Die CDU hat das gleiche Problem. Auch sie hat enorme Verluste zu verzeichnen. Für die Union ist dramatisch, dass sie den 30 Prozent nahe kommt. Der Wandel von der Industrie- zur Dienstleistungsgesellschaft betrifft auch die Parteien. Es gibt immer weniger Industrie-Arbeiter. Selbst in unserer stark industriell geprägten Region steht der Roboter am Band. Stabsstellen-Mitarbeiter oder Entwicklungsingenieure sind keine klassischen SPD-Wähler.
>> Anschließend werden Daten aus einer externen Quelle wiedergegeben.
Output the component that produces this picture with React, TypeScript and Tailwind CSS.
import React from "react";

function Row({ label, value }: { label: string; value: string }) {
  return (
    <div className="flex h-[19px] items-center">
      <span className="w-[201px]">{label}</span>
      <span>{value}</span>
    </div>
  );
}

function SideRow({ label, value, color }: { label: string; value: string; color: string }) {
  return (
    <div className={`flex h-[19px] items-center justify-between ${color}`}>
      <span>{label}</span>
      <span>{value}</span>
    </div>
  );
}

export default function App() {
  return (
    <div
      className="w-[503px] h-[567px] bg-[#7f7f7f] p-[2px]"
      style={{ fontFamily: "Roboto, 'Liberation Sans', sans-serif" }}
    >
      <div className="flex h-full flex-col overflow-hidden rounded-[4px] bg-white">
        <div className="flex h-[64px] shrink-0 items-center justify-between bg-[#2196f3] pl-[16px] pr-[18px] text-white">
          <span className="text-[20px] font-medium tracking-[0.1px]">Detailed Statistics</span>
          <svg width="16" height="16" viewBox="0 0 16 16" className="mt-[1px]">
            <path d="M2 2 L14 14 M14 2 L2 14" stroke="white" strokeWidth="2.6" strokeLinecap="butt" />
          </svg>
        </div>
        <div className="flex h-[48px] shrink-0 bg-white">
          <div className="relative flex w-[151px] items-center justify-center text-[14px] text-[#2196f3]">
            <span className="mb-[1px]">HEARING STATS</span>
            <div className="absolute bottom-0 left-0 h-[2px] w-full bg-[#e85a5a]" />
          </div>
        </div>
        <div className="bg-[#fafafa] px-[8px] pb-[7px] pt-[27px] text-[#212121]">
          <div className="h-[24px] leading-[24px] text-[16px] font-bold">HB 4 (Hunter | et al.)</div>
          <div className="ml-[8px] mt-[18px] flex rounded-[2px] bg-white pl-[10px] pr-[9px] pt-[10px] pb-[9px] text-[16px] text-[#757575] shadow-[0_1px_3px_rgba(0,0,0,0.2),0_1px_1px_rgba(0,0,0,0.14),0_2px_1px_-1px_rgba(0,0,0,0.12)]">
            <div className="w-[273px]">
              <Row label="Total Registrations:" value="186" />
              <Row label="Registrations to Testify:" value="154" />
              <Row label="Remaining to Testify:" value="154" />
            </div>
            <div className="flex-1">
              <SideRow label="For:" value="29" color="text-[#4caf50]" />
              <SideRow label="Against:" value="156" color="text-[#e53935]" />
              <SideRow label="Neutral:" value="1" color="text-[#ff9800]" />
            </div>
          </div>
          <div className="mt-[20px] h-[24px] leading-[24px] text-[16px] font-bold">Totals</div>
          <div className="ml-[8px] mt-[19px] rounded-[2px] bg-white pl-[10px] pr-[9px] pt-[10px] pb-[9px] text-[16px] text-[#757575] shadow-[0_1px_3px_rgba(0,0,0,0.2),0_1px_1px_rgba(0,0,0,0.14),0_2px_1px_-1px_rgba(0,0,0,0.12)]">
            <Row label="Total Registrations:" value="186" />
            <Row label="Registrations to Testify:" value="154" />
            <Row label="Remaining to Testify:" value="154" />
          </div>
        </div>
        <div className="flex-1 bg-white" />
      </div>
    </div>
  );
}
Die Sozialdemokratie befindet sich überall in Europa im Abwind – denken Sie nur an Österreich und Frankreich. Der Versuch, die SPD für die neuen Dienstleistungsberufe zu öffnen, war nicht erfolgreich. Viele SPD-Wähler arbeiten im Öffentlichen Dienst.

Warum?

Das ist eine Spätfolge der 68er. Viele Lehrer wählen SPD. Sie wird sich über die Regierungsarbeit besser positionieren als in der Opposition. Deswegen glaube ich nicht, dass Merkel die SPD noch tiefer drückt.

Wird sich Martin Schulz an der SPD-Spitze halten können?

Er war nicht die richtige Wahl. Mir ist immer noch schleierhaft, wie der Schulz-Hype Anfang 2017 entstehen konnte. Nach der Bundestagswahl hat er durch den Oppositionsentscheid seinen Kopf gerettet. Er wird aber keine besondere Rolle in der Regierung spielen und erst recht keine Partei-Ära prägen. Wir werden in den nächsten zwei Jahren in allen Parteien einen Führungswechsel erleben. Das gilt auch für die Grünen.

Was wird aus dem Goslarer Sigmar Gabriel?

Der bleibt Außenminister. Er hat seine Rolle gefunden, macht nicht mehr die unstete „Rampensau“, sondern gibt den abwägenden Staatsmann.

In Niedersachsen haben sich CDU und SPD – anders als im Bund – im Wahlkampf stark beharkt. Was erwarten Sie von der Großen Koalition unter Ministerpräsident Weil?

Nach der Wahl ist es anders als vor der Wahl. In Bund und Land werden die Großen Koalitionen geräuschlos funktionieren.

Der Streit um die Flüchtlingspolitik hat sich ausgeweitet zum grundsätzlichen Konflikt. Zerfällt das Land in Eliten und Abgehängte, in Weltoffene und Nationalisten?

Die Globalisierung ist bei uns angekommen – mit allen Konsequenzen. Globalisierung heißt nicht nur, dass man für drei Euro T-Shirts kaufen kann und in Kenia Club-Urlaub macht. Sie heißt auch neue Völkerwanderung und bedeutet, dass der Online-Händler Amazon dafür sorgt, dass dem Geschäft in Peine die Kunden ausgehen. Globalisierung heißt, einen wenig qualifizierten Sockel von Arbeitskräften zu haben, die um ihre Jobs fürchten müssen. Es gibt eine Spaltung in die Gewinner und die Verlierer der Globalisierung.

Die Leidtragenden des Globalisierungsdrucks bilden ein Reservoir für die AfD. Diese stellt 92 Abgeordnete im Bundestag, darunter Parlamentarier mit zweifelhaftem Ruf. Feiern gar völkische Ideen Wiederauferstehung?

Die AfD ist ein Gebräu von allem. Die anfänglich eurokritische Professorenpartei wurde von Frauke Petry und ihrem Flügel abgemeldet. Die Partei wurde radikaler, hatte aber immer noch einen bürgerlich-konservativen Kern. Seitdem gab es bereits die zweite Häutung: Unter Höcke und Poggenburg gibt es eine fließende Grenze zur NPD und den Reichsbürgern. Die AfD bleibt heterogen, weil sie Protestwähler von rechts und links mobilisiert, wird deshalb viel mit sich selbst zu tun haben. Leute aus einem prekären Milieu sind auf einmal als Abgeordnete an die Fleischtöpfe gekommen. Die AfD streitet sich mit drei anderen Parteien – jeder auf ihrem Feld um die härteste Opposition. Die Wirkung der AfD wird, allein schon wegen des Rückgangs der Flüchtlingszahlen, verpuffen.